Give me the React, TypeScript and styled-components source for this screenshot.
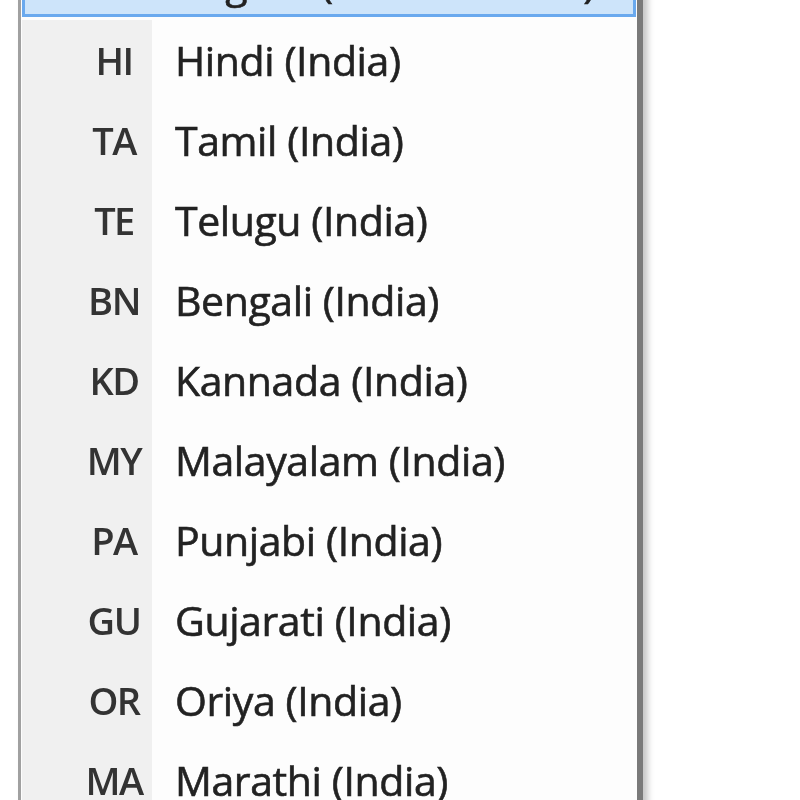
import { FC } from 'react';
import styled, { createGlobalStyle } from 'styled-components';

const GlobalStyle = createGlobalStyle`
    html, body {
        margin: 0;
        padding: 0;
        background: #ffffff;
        overflow: hidden;
    }
    body {
        width: 800px;
        height: 800px;
        font-family: 'Open Sans', 'Noto Sans', sans-serif;
    }
`;

const Page = styled.div`
    width: 800px;
    height: 800px;
    overflow: hidden;
    padding-left: 18px;
    box-sizing: border-box;
`;

const Menu = styled.div`
    width: 625px;
    margin-top: -63px;
    background: #fdfdfd;
    border-left: 3px solid #a0a0a0;
    border-right: 6px solid #7a7a7a;
    box-shadow: 5px 0 6px rgba(0, 0, 0, 0.22);
    box-sizing: border-box;
    padding: 0 1px;
    filter: blur(0.55px);
`;

const Row = styled.div<{ $active?: boolean }>`
    display: grid;
    grid-template-columns: 130px 1fr;
    height: 80px;
    box-sizing: border-box;
    align-items: center;
    ${({ $active }) =>
        $active &&
        `
        background: #cde4fa;
        border: 3px solid #6aa9ee;
        margin-bottom: 3px;
    `}
`;

const CodeCell = styled.div<{ $active?: boolean }>`
    height: 100%;
    display: flex;
    align-items: center;
    justify-content: flex-end;
    padding-right: 8px;
    box-sizing: border-box;
    background: ${({ $active }) => ($active ? 'transparent' : '#f0f0f0')};
`;

const Code = styled.span`
    width: 60px;
    text-align: center;
    color: #333333;
    font-size: 38px;
    font-weight: 600;
    letter-spacing: -1.5px;
`;

const Label = styled.div<{ $active?: boolean }>`
    padding-left: 23px;
    padding-top: ${({ $active }) => ($active ? '9px' : '0')};
    color: #222222;
    font-size: 41px;
    letter-spacing: -0.4px;
    -webkit-text-stroke: 0.6px #222222;
    white-space: nowrap;
`;

const languages = [
    { code: 'HI', name: 'Hindi (India)' },
    { code: 'TA', name: 'Tamil (India)' },
    { code: 'TE', name: 'Telugu (India)' },
    { code: 'BN', name: 'Bengali (India)' },
    { code: 'KD', name: 'Kannada (India)' },
    { code: 'MY', name: 'Malayalam (India)' },
    { code: 'PA', name: 'Punjabi (India)' },
    { code: 'GU', name: 'Gujarati (India)' },
    { code: 'OR', name: 'Oriya (India)' },
    { code: 'MA', name: 'Marathi (India)' },
];

const App: FC = () => (
    <Page>
        <GlobalStyle />
        <Menu>
            <Row $active>
                <CodeCell $active>
                    <Code>EN</Code>
                </CodeCell>
                <Label $active>English (United States)</Label>
            </Row>
            {languages.map((lang) => (
                <Row key={lang.code}>
                    <CodeCell>
                        <Code>{lang.code}</Code>
                    </CodeCell>
                    <Label>{lang.name}</Label>
                </Row>
            ))}
        </Menu>
    </Page>
);

export default App;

-----

Filter out every line that lacks the word "styled", and copy the rest.

Give me the React, TypeScript and styled-components source for this screenshot.
import styled, { createGlobalStyle } from 'styled-components';
const Page = styled.div`
const Menu = styled.div`
const Row = styled.div<{ $active?: boolean }>`
const CodeCell = styled.div<{ $active?: boolean }>`
const Code = styled.span`
const Label = styled.div<{ $active?: boolean }>`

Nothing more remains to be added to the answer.